È lei!

È lei!

giovedì 12 aprile 2012

Del matrimonio

Dopo aver affrontato un bicchiere di Genziana e due bichieri discreti di Unicum, pensi di essere pronta ad affrontare qualunque cosa.
In realtà quel che succede è che ti si abassano le difese, specialmente sulla via del ritorno, verso casa, e non riesci più ad eludere un certo tipo di domanda scomoda.

Se c'è una cosa che non mi sono mai chiesta è "perché ti sei sposata".
E che ne so. Se l'avessi saputo, l'avrei pubblicato su Facebook.

Dato che Blogger è un posto serio, credo che dovrei approfondire con dovizia di particolari genesi-sviluppo-implicazioni del fenomeno "matrimonio", ma non sono in grado.

Sono viziata e per niente abituata a dare spiegazioni. Che non è necessariamente sintomo di intelligenza.
Non ne sono sicura, ma credo che sia scattato da qualche parte, fra le mie sinapsi, il meccanismo della bisbetica domata.
Detto questo, credo che come spiegazione sia sufficiente.

Dato che ho la Luna nel segno e forse vi ispiro degli interrogativi, alle dieci persone che mi chiedono insistentemente se sono felice di essermi sposata rispondo con un laconico mugugno, ultimo baluardo della mia genovesità.

Il fatto è, miei cari inqisitori, che potevate pensarci prima.
Oppure, potete concentrarvi sulla vostra infelicità, e lasciar stare la mia vita serena.
Infine, potete andare a mignotte, e risolvere i vostri problemi con il sesso.
Se preferite, potete guardare vecchie foto ascoltando l'ultimo di Tiziano Ferro.

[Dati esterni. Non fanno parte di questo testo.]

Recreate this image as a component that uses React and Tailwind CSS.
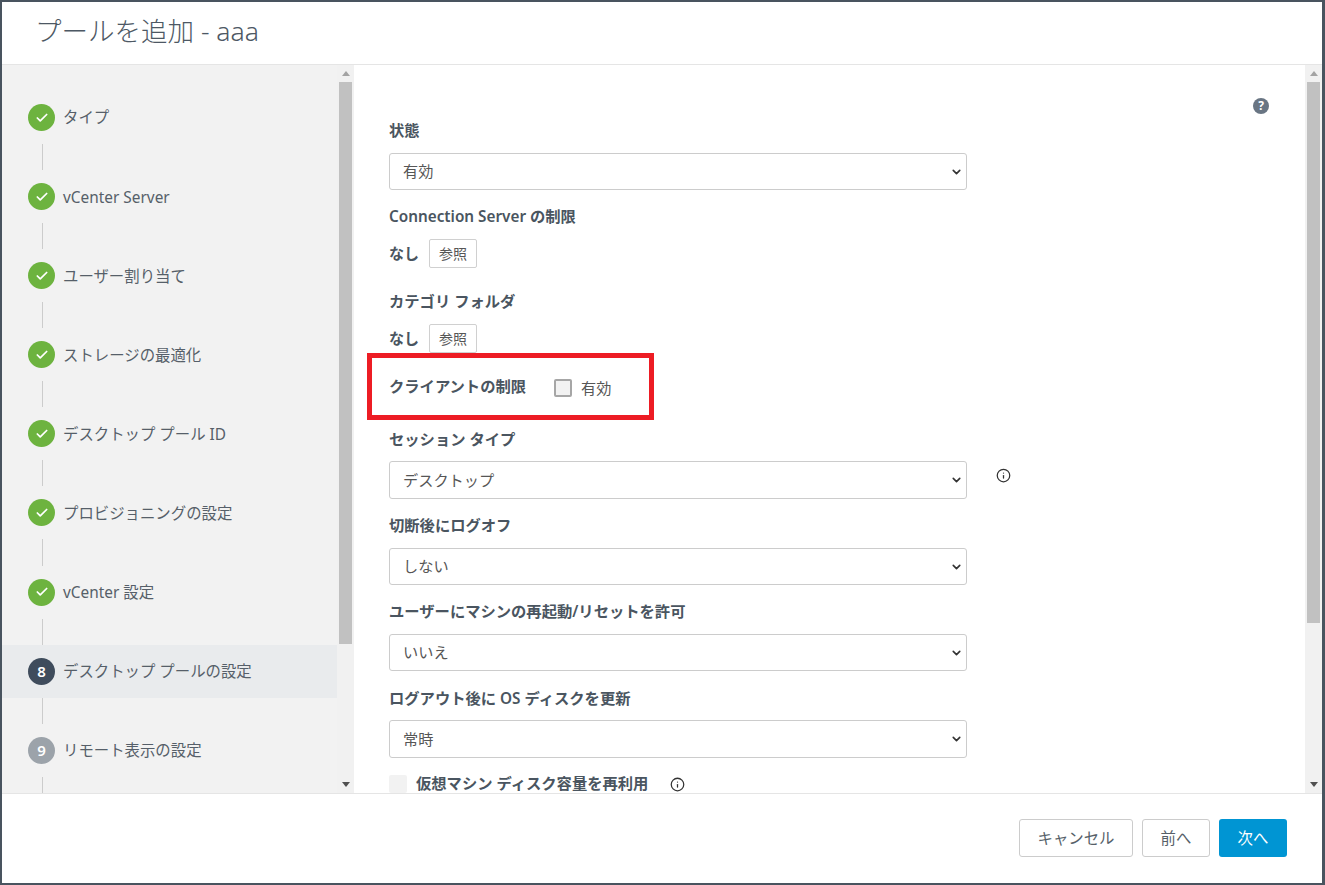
import { Check, ChevronDown, Info } from "lucide-react"

const steps = [
  { label: "タイプ", done: true },
  { label: "vCenter Server", done: true },
  { label: "ユーザー割り当て", done: true },
  { label: "ストレージの最適化", done: true },
  { label: "デスクトップ プール ID", done: true },
  { label: "プロビジョニングの設定", done: true },
  { label: "vCenter 設定", done: true },
  { label: "デスクトップ プールの設定", active: true, num: 8 },
  { label: "リモート表示の設定", num: 9 }
]

const Scrollbar = ({ thumbHeight }) => {
  return (
    <div className="w-[17px] shrink-0 flex flex-col items-center bg-[#f1f1f1]">
      <div className="h-[17px] w-full flex items-center justify-center">
        <div className="w-0 h-0 border-x-[4px] border-x-transparent border-b-[5px] border-b-[#a3a3a3]" />
      </div>
      <div className="w-[13px] bg-[#c1c1c1]" style={{ height: thumbHeight }} />
      <div className="flex-1" />
      <div className="h-[17px] w-full flex items-center justify-center">
        <div className="w-0 h-0 border-x-[4px] border-x-transparent border-t-[5px] border-t-[#505050]" />
      </div>
    </div>
  )
}

const Step = ({ step }) => {
  return (
    <div>
      <div className={`h-[53px] flex items-center pl-[26px] ${step.active ? "bg-[#e9ebed]" : ""}`}>
        {step.done ? (
          <div className="w-[27px] h-[27px] rounded-full bg-[#6db33f] flex items-center justify-center">
            <Check size={14} strokeWidth={3} className="text-white" />
          </div>
        ) : (
          <div className={`w-[27px] h-[27px] rounded-full flex items-center justify-center text-white text-[15px] font-semibold ${step.active ? "bg-[#3f4c5c]" : "bg-[#9ca3aa]"}`}>
            {step.num}
          </div>
        )}
        <span className="ml-[8px] pt-[1px] text-[15.4px] text-[#565f69]">{step.label}</span>
      </div>
      <div className="h-[26.1px] ml-[40px] w-px bg-[#cccccc]" />
    </div>
  )
}

const Label = ({ children, className = "" }) => {
  return (
    <div className={`text-[15.3px] font-semibold text-[#4a5560] ${className}`}>
      {children}
    </div>
  )
}

const Select = ({ value, className = "" }) => {
  return (
    <div className={`relative w-[578px] ${className}`}>
      <select
        defaultValue={value}
        className="w-full h-full appearance-none bg-white border border-[#cccccc] rounded-[3px] pl-[13px] text-[15.2px] text-[#565656]"
      >
        <option>{value}</option>
      </select>
      <ChevronDown size={13} strokeWidth={3} className="absolute right-[4px] top-1/2 -translate-y-1/2 text-[#333333] pointer-events-none" />
    </div>
  )
}

const Browse = () => {
  return (
    <div className="flex items-center h-[29px]">
      <span className="w-[40px] -mt-[1px] text-[15px] font-semibold text-[#4a5560]">なし</span>
      <button className="w-[48px] h-[29px] bg-white border border-[#d0d0d0] rounded-[2px] text-[14px] text-[#565656]">
        参照
      </button>
    </div>
  )
}

const App = () => {
  return (
    <div
      className="w-[1325px] h-[885px] bg-[#49545f] pt-[2px] pl-[2px] pr-[3px] pb-[2px] overflow-hidden"
      style={{ fontFamily: '"Noto Sans", "Noto Sans CJK JP", sans-serif' }}
    >
      <div className="relative w-full h-full bg-white flex flex-col">

        <div className="h-[63px] shrink-0 border-b border-[#e5e5e5] flex items-center pl-[33px] pb-[2px]">
          <h1 className="text-[26.5px] font-light text-[#4d5864]">プールを追加 - aaa</h1>
        </div>

        <div className="h-[728px] shrink-0 flex overflow-hidden">

          <div className="w-[335px] shrink-0 bg-[#f2f2f2] pt-[26px] overflow-hidden">
            {steps.map((step, index) => (
              <Step key={index} step={step} />
            ))}
          </div>
          <Scrollbar thumbHeight={562} />

          <div className="flex-1 min-w-0 relative pl-[35px] overflow-hidden">
            <div className="absolute left-[899px] top-[33px] w-[16px] h-[16px] rounded-full bg-[#697583] flex items-center justify-center text-white text-[12px] font-bold">
              ?
            </div>

            <Label className="mt-[55px] leading-[20px]">状態</Label>
            <Select value="有効" className="h-[37px] mt-[13px]" />

            <Label className="mt-[16px] leading-[20px]">Connection Server の制限</Label>
            <div className="mt-[13px]"><Browse /></div>

            <Label className="mt-[23px] leading-[20px]">カテゴリ フォルダ</Label>
            <div className="mt-[13px]"><Browse /></div>

            <div className="flex items-center mt-[25px] h-[20px]">
              <Label className="w-[165px] -mt-[4px] leading-[20px]">クライアントの制限</Label>
              <div className="w-[18px] h-[18px] bg-[#f2f2f2] border-2 border-[#a6a6a6] rounded-[2px]" />
              <span className="ml-[9px] text-[15.2px] text-[#565656]">有効</span>
            </div>

            <Label className="mt-[31px] leading-[20px]">セッション タイプ</Label>
            <div className="flex items-center mt-[12px]">
              <Select value="デスクトップ" className="h-[38px]" />
              <Info size={15} className="ml-[29px] -mt-[10px] text-[#333333]" />
            </div>

            <Label className="mt-[16px] leading-[20px]">切断後にログオフ</Label>
            <Select value="しない" className="h-[37px] mt-[13px]" />

            <Label className="mt-[16px] leading-[20px]">ユーザーにマシンの再起動/リセットを許可</Label>
            <Select value="いいえ" className="h-[37px] mt-[13px]" />

            <Label className="mt-[17px] leading-[20px]">ログアウト後に OS ディスクを更新</Label>
            <Select value="常時" className="h-[38px] mt-[12px]" />

            <div className="flex items-center mt-[17px]">
              <div className="w-[18px] h-[18px] bg-[#f2f2f2] rounded-[2px]" />
              <Label className="ml-[9px] -mt-[2px] leading-[16px]">仮想マシン ディスク容量を再利用</Label>
              <Info size={15} className="ml-[22px] text-[#333333]" />
            </div>
          </div>
          <Scrollbar thumbHeight={541} />
        </div>

        <div className="flex-1 border-t border-[#e5e5e5] flex items-start justify-end gap-[9px] pt-[25px] pr-[35px]">
          <button className="w-[114px] h-[38px] pt-[2px] bg-white border border-[#cccccc] rounded-[3px] text-[15.4px] text-[#565f69]">キャンセル</button>
          <button className="w-[68px] h-[38px] pt-[2px] bg-white border border-[#cccccc] rounded-[3px] text-[15.4px] text-[#565f69]">前へ</button>
          <button className="w-[68px] h-[38px] pt-[2px] bg-[#0095d3] rounded-[3px] text-[15.4px] text-white">次へ</button>
        </div>

        {/* annotation over the form */}
        <div className="absolute left-[365px] top-[351px] w-[287px] h-[67px] border-[5px] border-[#ed1c24] pointer-events-none" />
      </div>
    </div>
  )
}

export default App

L'appartenenza alla categoria degli "sposati", sa di vecchio.
Di provincia. Di cena in una cucina buia. Di pantofole e vestaglie anni '50.
Mi avete rotto le palle.
Il fatto che uno sia sposato, non vuol dire che sia in prognosi riservata e che possiate cominciare a spartirvi aneddoti sugosi e ricordanze.
Il tempo passa, invidioso o meno. Se voi non siete in grado di fare nulla di più appassionante che rappresentare al punto croce il ciclo vitale delle orchidee su una tovaglia che regalerete a vostra sorella per Natale, non è un problema mio. Non lo è mai stato, non lo sarà mai.

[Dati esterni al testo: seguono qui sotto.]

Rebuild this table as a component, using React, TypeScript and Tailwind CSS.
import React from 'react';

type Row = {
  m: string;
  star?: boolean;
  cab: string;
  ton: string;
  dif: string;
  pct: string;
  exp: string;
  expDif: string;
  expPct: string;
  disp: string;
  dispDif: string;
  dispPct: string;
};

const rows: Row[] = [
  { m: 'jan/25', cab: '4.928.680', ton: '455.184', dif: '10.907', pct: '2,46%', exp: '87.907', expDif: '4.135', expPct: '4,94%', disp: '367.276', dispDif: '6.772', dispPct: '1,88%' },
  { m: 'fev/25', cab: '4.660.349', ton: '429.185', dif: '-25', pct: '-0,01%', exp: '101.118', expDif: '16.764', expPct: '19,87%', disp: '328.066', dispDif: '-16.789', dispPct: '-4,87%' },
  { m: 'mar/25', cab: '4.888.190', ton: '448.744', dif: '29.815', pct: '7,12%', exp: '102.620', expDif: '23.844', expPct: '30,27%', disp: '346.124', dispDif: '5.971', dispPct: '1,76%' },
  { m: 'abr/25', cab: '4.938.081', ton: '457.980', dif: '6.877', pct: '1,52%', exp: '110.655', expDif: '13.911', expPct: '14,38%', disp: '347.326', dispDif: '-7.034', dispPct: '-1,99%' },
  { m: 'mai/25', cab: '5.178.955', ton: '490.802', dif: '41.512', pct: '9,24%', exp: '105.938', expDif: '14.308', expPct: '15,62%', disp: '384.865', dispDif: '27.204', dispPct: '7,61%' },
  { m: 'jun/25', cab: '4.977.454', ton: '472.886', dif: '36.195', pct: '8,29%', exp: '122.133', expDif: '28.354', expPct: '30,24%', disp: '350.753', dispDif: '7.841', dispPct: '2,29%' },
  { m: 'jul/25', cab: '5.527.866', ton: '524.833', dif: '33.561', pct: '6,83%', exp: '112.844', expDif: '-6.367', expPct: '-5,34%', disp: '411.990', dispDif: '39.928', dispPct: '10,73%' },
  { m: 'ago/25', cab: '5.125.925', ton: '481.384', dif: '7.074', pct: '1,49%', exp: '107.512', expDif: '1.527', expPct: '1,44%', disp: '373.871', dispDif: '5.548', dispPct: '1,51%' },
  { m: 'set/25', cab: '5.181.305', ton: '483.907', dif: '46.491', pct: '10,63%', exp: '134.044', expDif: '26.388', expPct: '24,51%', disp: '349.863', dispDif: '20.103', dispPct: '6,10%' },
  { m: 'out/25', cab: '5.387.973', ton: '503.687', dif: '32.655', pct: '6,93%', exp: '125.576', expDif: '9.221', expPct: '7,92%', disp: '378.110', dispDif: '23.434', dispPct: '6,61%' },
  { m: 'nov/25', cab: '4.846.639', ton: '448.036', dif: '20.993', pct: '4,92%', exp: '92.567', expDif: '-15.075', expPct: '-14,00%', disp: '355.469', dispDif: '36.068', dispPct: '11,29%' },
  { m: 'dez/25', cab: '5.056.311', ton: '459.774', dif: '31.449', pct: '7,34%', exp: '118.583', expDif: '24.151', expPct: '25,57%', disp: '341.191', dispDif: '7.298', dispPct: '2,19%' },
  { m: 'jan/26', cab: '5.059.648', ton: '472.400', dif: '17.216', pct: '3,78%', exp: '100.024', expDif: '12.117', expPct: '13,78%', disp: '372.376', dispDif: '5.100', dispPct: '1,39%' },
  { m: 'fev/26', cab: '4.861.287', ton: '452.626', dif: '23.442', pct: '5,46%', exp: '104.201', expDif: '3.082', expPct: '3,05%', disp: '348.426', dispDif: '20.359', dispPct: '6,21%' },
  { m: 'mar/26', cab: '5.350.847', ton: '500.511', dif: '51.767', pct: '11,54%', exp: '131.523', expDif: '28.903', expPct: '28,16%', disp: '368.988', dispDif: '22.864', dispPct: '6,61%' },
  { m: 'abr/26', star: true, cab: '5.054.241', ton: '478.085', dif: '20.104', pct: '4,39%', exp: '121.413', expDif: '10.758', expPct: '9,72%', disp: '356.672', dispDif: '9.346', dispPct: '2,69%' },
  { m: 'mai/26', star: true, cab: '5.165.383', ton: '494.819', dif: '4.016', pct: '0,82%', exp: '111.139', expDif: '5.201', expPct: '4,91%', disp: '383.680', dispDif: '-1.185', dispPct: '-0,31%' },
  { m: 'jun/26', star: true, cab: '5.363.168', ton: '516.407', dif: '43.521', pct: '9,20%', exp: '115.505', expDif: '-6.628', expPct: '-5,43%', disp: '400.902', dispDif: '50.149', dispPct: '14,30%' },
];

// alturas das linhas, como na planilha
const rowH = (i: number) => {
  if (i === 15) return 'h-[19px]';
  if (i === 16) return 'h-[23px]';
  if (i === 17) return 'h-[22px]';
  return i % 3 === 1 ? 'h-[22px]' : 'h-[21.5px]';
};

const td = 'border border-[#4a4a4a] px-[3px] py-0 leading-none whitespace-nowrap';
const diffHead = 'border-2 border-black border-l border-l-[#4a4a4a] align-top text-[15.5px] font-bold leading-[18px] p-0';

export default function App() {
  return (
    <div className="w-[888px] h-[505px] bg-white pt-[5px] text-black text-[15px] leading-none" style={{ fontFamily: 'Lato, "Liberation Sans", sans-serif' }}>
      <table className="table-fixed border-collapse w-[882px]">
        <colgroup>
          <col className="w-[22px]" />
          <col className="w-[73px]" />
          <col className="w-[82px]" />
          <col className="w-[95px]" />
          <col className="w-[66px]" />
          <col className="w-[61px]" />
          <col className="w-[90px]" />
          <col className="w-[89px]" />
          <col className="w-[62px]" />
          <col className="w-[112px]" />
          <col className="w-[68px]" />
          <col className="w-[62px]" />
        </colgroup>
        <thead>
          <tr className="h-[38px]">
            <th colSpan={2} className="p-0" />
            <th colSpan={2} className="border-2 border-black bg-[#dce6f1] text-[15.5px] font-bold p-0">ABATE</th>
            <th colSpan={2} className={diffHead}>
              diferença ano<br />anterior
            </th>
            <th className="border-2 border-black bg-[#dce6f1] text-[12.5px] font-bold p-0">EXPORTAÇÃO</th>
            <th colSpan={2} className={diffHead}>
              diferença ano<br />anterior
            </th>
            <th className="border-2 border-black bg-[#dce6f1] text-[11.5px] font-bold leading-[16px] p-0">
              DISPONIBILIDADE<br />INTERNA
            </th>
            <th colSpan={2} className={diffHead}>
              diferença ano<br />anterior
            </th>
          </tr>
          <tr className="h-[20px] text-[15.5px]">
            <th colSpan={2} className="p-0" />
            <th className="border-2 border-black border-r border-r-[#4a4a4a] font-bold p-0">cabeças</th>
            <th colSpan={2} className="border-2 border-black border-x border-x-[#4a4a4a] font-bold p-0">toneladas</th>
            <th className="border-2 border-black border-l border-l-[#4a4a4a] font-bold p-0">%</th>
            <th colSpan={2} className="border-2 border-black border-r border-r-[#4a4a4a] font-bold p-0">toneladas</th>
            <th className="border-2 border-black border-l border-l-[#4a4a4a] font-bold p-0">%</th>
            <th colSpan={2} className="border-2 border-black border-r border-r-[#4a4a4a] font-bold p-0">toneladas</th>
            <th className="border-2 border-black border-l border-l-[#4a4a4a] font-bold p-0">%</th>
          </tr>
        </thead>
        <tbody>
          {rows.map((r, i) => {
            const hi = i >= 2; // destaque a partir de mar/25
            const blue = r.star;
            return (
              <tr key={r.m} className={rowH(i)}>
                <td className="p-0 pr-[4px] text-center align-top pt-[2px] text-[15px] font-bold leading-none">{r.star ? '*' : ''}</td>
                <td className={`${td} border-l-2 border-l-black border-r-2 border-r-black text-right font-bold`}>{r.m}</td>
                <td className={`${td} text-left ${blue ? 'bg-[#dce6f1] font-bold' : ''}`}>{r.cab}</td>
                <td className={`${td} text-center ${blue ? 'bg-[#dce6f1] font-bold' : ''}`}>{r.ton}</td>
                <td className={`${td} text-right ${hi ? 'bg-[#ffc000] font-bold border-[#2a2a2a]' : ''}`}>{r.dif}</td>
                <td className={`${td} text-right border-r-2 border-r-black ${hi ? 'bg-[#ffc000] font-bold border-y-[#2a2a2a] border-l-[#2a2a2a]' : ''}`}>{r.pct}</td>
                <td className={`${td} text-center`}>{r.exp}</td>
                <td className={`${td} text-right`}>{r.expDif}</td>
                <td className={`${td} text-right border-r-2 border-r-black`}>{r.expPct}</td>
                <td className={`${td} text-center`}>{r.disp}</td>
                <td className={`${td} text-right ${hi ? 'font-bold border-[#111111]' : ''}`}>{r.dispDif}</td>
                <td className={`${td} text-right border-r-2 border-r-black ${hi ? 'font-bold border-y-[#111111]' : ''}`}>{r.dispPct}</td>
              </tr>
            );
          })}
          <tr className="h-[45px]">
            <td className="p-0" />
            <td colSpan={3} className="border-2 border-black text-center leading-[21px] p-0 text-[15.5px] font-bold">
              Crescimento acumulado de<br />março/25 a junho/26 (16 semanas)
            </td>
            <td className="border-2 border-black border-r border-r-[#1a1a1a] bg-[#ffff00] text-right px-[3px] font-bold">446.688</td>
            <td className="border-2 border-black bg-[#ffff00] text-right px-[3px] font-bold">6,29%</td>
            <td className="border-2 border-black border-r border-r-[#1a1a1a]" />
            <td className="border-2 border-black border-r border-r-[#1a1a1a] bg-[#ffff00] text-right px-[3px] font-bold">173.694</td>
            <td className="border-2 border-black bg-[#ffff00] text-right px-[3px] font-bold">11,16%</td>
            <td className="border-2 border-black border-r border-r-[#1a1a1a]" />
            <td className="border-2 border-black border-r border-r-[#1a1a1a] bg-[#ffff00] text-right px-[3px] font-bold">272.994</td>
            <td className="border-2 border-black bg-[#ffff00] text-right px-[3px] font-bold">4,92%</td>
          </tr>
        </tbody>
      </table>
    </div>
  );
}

"Ma sei felice?" è una domanda che mi shakera la bile.
Se me lo chiedi vuol dire che ti vuoi fare una barca di cazzi miei, possibilmente per spargerli nel vento e privarti della possibilità di campare cent'anni.
Non me lo chiedere.
Non ho niente da raccontarti. 

Risparmia la telefonata per dirmi che sei preoccupato per me, perché non ci crede nessuno, nemmeno la sabbia del mio gatto.
Risparmiati i vari "è troppo che non ti vedo, la vita da sposata ti fa male!", perché ho semplicemente cambiato bar per evitare di incontrarti.
 
"Secondo me", "A parer mio", "Se mi permetti", sono tutte espressioni che non mi interessano.
Se posso essere sincera, con il tuo parere ci sturo la canna fumaria.
Come non mi interessano le tue indagini comportamentali. Non sono un'otarda.
Non mi interessano le tue statistiche. Quanto siano durate le mie precedenti storie, non lo so, ma il fatto che tu pretenda di saperlo mi fa vaticinare una tua possibile parentela con Ted Bundy.

Credo proprio che sia l'ora del mio muesli: donne, fanciulle splendide che conosco, sposatevi, rimarrete splendide lo stesso. Semplicemente, ai vostri ex roderà il culo.